National News
November 18, 2012

Looking at charter schools, apples to apples

by David Freddoso

In Washington, D.C.'s Ward 3, the average family income is $260,000 per year. A middling home there sells for about $900,000. As of 2010, fewer than 500 people out of 77,000 were on welfare or food stamps. The District's culture and history -- past and present -- are black, but Ward 3 is about as white as Utah. And it's about as black as Utah, too. 

I do not live in Ward 3. I have nothing against the place, but we can probably agree that it's not representative of the District. Nor are its public schools.

So it's a bit misleading, for example, to say that 46 percent of DCPS students meet or exceed proficiency standards in math. A more accurate way of putting it is that in Ward 3 public schools, math proficiency is 77 percent, and it's just 41 percent in the other seven wards. The story is the same with reading: 78 percent DCPS proficiency in Ward 3, 38 percent in the rest of the city, based on my calculations from the school profile information on the DCPS website.

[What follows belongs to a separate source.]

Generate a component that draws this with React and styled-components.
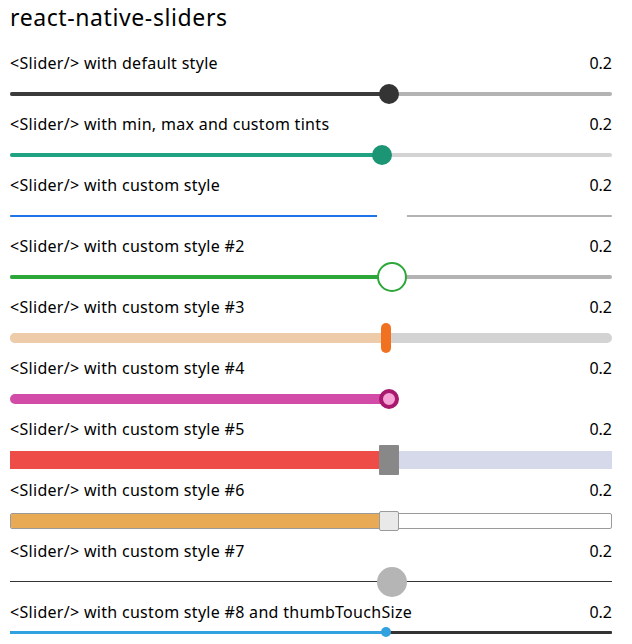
import React from 'react';
import styled, { createGlobalStyle } from 'styled-components';

const GlobalStyle = createGlobalStyle`
    html, body {
        margin: 0;
        padding: 0;
        background: #fff;
    }
    body {
        font-family: "Noto Sans", "Open Sans", sans-serif;
        color: #000;
    }
`;

const Page = styled.div`
    width: 632px;
    padding: 0 20px 0 10px;
    box-sizing: border-box;
`;

const Title = styled.h1`
    margin: 0;
    padding: 4px 0 23px;
    font-size: 23px;
    line-height: 26px;
    font-weight: normal;
    letter-spacing: 0.6px;
`;

const Row = styled.div`
    display: flex;
    flex-direction: column;
`;

const Header = styled.div`
    display: flex;
    justify-content: space-between;
    align-items: center;
    height: 20px;
    font-size: 16px;
    line-height: 20px;
    letter-spacing: 0.3px;

    span:last-child {
        letter-spacing: 0;
    }
`;

const SliderBox = styled.div`
    position: relative;
    height: ${p => p.$height || 41}px;
    display: flex;
    flex-direction: column;
    justify-content: center;
`;

const Track = styled.div`
    position: relative;
    height: ${p => p.$h}px;
    border-radius: ${p => p.$r || 0}px;
    background: ${p => p.$max};
    border: ${p => (p.$border ? `1px solid ${p.$border}` : 'none')};
    overflow: hidden;
`;

const Fill = styled.div`
    position: absolute;
    left: 0;
    top: 0;
    bottom: 0;
    background: ${p => p.$min};
`;

const Thumb = styled.div`
    position: absolute;
    top: 50%;
    box-sizing: border-box;
    width: ${p => p.$w}px;
    height: ${p => p.$h}px;
    margin-left: ${p => -p.$w / 2}px;
    margin-top: ${p => -p.$h / 2}px;
    border-radius: ${p => p.$r}px;
    background: ${p => p.$bg};
    border: ${p => (p.$border ? p.$border : 'none')};
`;

const sliders = [
    {
        label: '<Slider/> with default style',
        at: 379,
        track: { h: 4, r: 2, min: '#3b3b3b', max: '#b3b3b3' },
        thumb: { w: 20, h: 20, r: 10, bg: '#343434' },
    },
    {
        label: '<Slider/> with min, max and custom tints',
        at: 372,
        track: { h: 4, r: 2, min: '#1fa383', max: '#d3d3d3' },
        thumb: { w: 20, h: 20, r: 10, bg: '#1b9574' },
    },
    {
        label: '<Slider/> with custom style',
        at: 382,
        track: { h: 2, r: 1, min: '#1f74e9', max: '#b3b3b3' },
        thumb: { w: 30, h: 30, r: 15, bg: '#fff' },
    },
    {
        label: '<Slider/> with custom style #2',
        at: 382,
        track: { h: 4, r: 2, min: '#2ea73a', max: '#b3b3b3' },
        thumb: { w: 30, h: 30, r: 15, bg: '#fff', border: '2px solid #2ea73a' },
    },
    {
        label: '<Slider/> with custom style #3',
        at: 376,
        track: { h: 10, r: 5, min: '#efcca9', max: '#d3d3d3' },
        thumb: { w: 10, h: 30, r: 5, bg: '#f07220' },
    },
    {
        label: '<Slider/> with custom style #4',
        at: 379,
        track: { h: 10, r: 5, min: '#d24ca7', max: 'transparent' },
        thumb: { w: 20, h: 20, r: 10, bg: '#f7a2d6', border: '4px solid #a8186f' },
    },
    {
        label: '<Slider/> with custom style #5',
        at: 379,
        track: { h: 18, r: 0, min: '#ee4d47', max: '#d6d9ea' },
        thumb: { w: 20, h: 30, r: 1, bg: '#888888' },
    },
    {
        label: '<Slider/> with custom style #6',
        at: 379,
        track: { h: 14, r: 2, min: '#e8aa55', max: '#fff', border: '#9a9a9a' },
        thumb: { w: 20, h: 20, r: 2, bg: '#e9e9e9', border: '1px solid #9a9a9a' },
    },
    {
        label: '<Slider/> with custom style #7',
        at: 382,
        track: { h: 1, r: 0, min: '#333', max: '#333' },
        thumb: { w: 30, h: 30, r: 15, bg: '#b5b5b5' },
    },
    {
        label: '<Slider/> with custom style #8 and thumbTouchSize',
        at: 376,
        height: 20,
        track: { h: 3, r: 1, min: '#31a1df', max: '#333' },
        thumb: { w: 10, h: 10, r: 5, bg: '#31a1df' },
    },
];

function Slider({ at, track, thumb, height }) {
    return (
        <SliderBox $height={height}>
            <Track $h={track.h} $r={track.r} $max={track.max} $border={track.border}>
                <Fill $min={track.min} style={{ width: at }} />
            </Track>
            <Thumb
                $w={thumb.w}
                $h={thumb.h}
                $r={thumb.r}
                $bg={thumb.bg}
                $border={thumb.border}
                style={{ left: at }}
            />
        </SliderBox>
    );
}

export default function App() {
    return (
        <Page>
            <GlobalStyle />
            <Title>react-native-sliders</Title>
            {sliders.map(s => (
                <Row key={s.label}>
                    <Header>
                        <span>{s.label}</span>
                        <span>0.2</span>
                    </Header>
                    <Slider at={s.at} track={s.track} thumb={s.thumb} height={s.height} />
                </Row>
            ))}
        </Page>
    );
}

This should shed a bit of light on the charter school craze that has taken hold among parents outside of Ward 3 -- there are no public charter schools within Ward 3. Charters, which now teach 43 percent of all public school students in the District, perform at a somewhat better rate than the DCPS system. But when you compare the charters to the DCPS schools they're actually competing with -- the ones outside of Ward 3 -- the gap becomes more dramatic: The proficiency rate among charter students last year was about 34 percent higher in math and 30 percent higher in reading. The four-year graduation rate for all charter high schools is 77 percent, which is actually four points better than Wilson, the DCPS high school in Ward 3, and more than 20 points better than DCPS overall.

In an age when everyone is concerned about racial gaps in learning, it's also important to note that charters are getting these results while serving a more heavily black student population than DCPS, and with a greater share of low-income students who are eligible for free lunches.